2015
父が昔ロシアの捕虜で通訳をしていた時、大阪のラジオ放送でバイオリンを弾いていた方が日本兵の中にいたので、父が大尉に掛け合って、消灯後に、廊下の灯りの下に椅子を置き、ロシア人から借りたバイオリンで、その方がそこに座って演奏するようにしてもらった。
童謡から始まり、名曲を次々と演奏。
みな静まり返って聞き入った。
すすり泣く気配があちこちでしていて、自分も心に沁みていく音色にとても感動し、
父はそれで音楽の力に愕然としたという。
以来バイオリンの音色が何より好きになったと言っていた。
そんな訳で私は3歳からバイオリンを習い、いつの間にか馬頭琴になっているのだが、この過程は、父のそんなエピソードから通じていることだったんだな。

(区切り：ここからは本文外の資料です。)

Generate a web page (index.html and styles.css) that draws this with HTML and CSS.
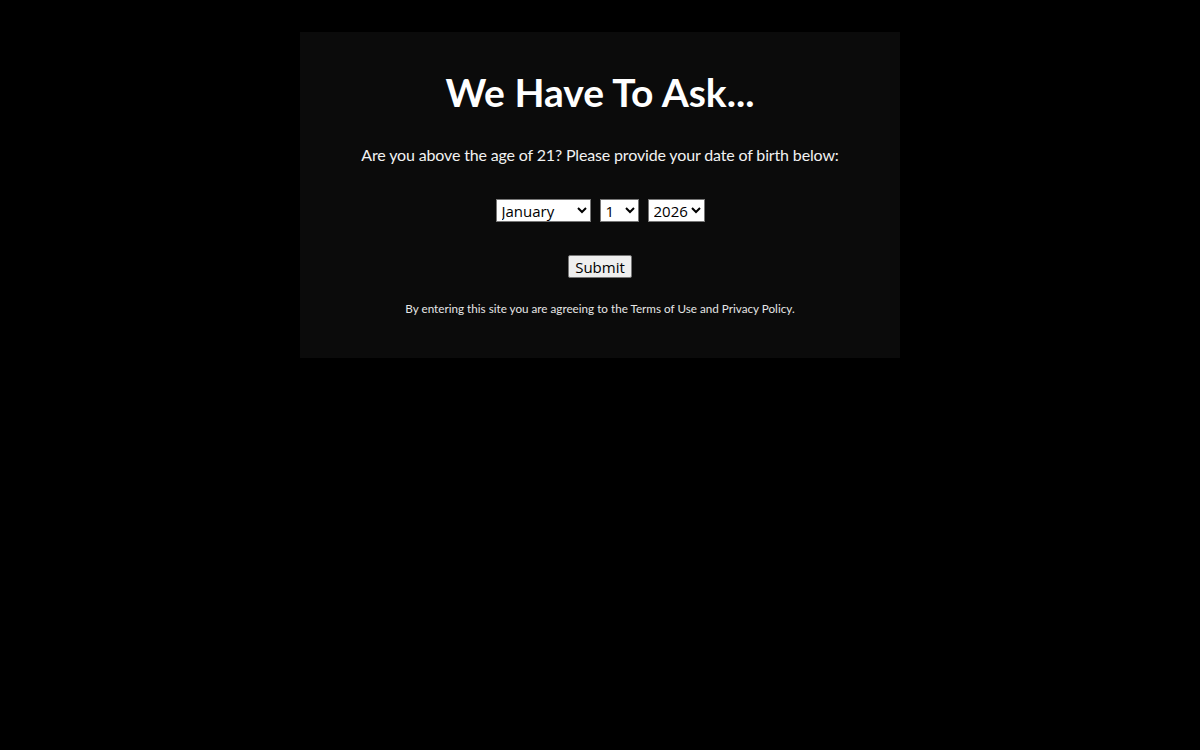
FILE: index.html
```html
<!DOCTYPE html>
<html lang="en">
<head>
<meta charset="utf-8">
<title>Age Verification</title>
<link rel="stylesheet" href="styles.css">
</head>
<body>
<div class="page">
  <div class="panel">
    <h1 class="title">We Have To Ask...</h1>
    <p class="question">Are you above the age of 21? Please provide your date of birth below:</p>
    <form class="dob">
      <div class="selects">
        <select class="sel sel-month">
          <option>January</option><option>February</option><option>March</option><option>April</option>
          <option>May</option><option>June</option><option>July</option><option>August</option>
          <option>September</option><option>October</option><option>November</option><option>December</option>
        </select>
        <select class="sel sel-day">
          <option>1</option><option>2</option><option>3</option>
        </select>
        <select class="sel sel-year">
          <option>2026</option><option>2025</option>
        </select>
      </div>
      <button type="button" class="submit">Submit</button>
    </form>
    <p class="terms">By entering this site you are agreeing to the Terms of Use and Privacy Policy.</p>
  </div>
</div>
</body>
</html>
```

FILE: styles.css
```css
html, body {
  margin: 0;
  padding: 0;
  background: #000;
  height: 100%;
}
body {
  font-family: "Lato", "Noto Sans", sans-serif;
  color: #fff;
}
.page {
  display: flex;
  justify-content: center;
  padding-top: 32px;
}
.panel {
  width: 600px;
  height: 326px;
  box-sizing: border-box;
  background: #0b0b0b;
  text-align: center;
  padding-top: 62px;
}
.title {
  margin: 0;
  font-size: 39px;
  font-weight: 700;
  line-height: 44px;
  height: 44px;
  margin-top: -24px;
}
.question {
  margin: 30px 0 0;
  font-size: 16px;
  letter-spacing: -0.15px;
  line-height: 22px;
  color: #f2f2f2;
}
.dob {
  display: flex;
  flex-direction: column;
  align-items: center;
  margin-top: 33px;
}
.selects {
  display: flex;
  gap: 9px;
  justify-content: center;
}
.sel {
  height: 23px;
  font-family: "Open Sans", "Noto Sans", sans-serif;
  font-size: 15px;
  line-height: 20px;
  border: 1px solid #767676;
  background: #fff;
  color: #000;
  padding: 0 0 0 1px;
  border-radius: 0;
}
.sel-month { width: 95px; }
.sel-day { width: 39px; }
.sel-year { width: 57px; }
.submit {
  margin-top: 33px;
  height: 23px;
  width: 64px;
  font-family: "Open Sans", "Noto Sans", sans-serif;
  font-size: 15px;
  padding: 0;
  border: 1px solid #767676;
  border-radius: 2px;
  background: #efefef;
  color: #000;
  line-height: 20px;
}
.terms {
  margin: 22px 0 0;
  font-size: 11.7px;
  line-height: 16px;
  color: #e6e6e6;
}
```
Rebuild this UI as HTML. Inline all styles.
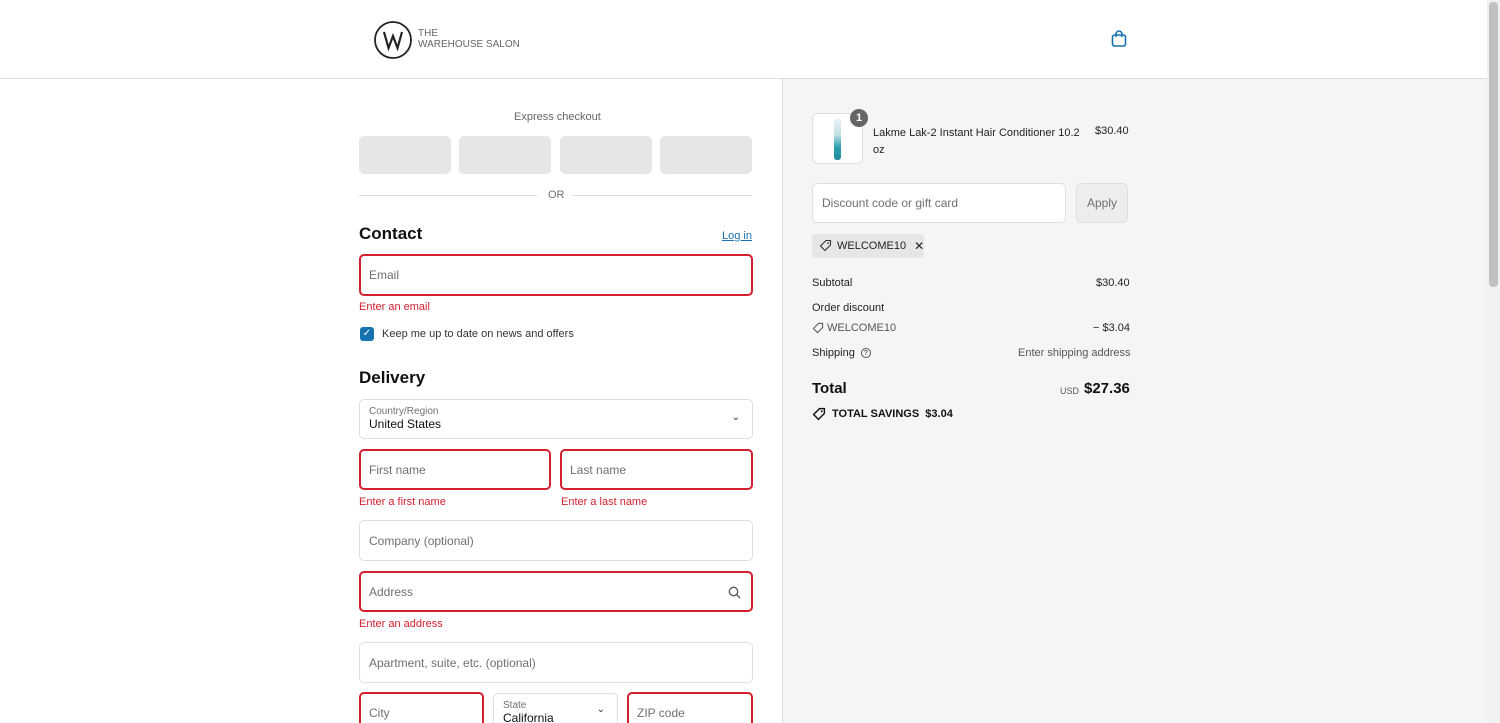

と、初めてきくその話に、音楽というものの、時も空間も超えて繋がる力の奥底をみた気がした。
ちなみに、吉田正という戦後大活躍した作曲家と、父はこの捕虜時代一緒で、小柄であまり労働に向かない彼が音楽をやる事を知り、これまた父を信頼してくれていた大尉に掛け合って、彼は、労働に向かない。彼一人の労働力は大した事がないのだから、彼に音楽をやらせて、皆をなぐさめる方が、よっぽど、皆の士気が上がると、進言し、ロシアの人からギターを借りて、大尉も、それを承諾して、吉田正はそこでいろいろ作曲し、音楽を皆に聞かせた。という話を聞いた。
素人も、プロも、楽器をやる人間が結構いたので、父が指揮して、白樺という楽団を作り、楽しんだという。
帰国してもしばらく東京で活動していたらしい。
全く初耳の、父の音楽に関するエピソードだった。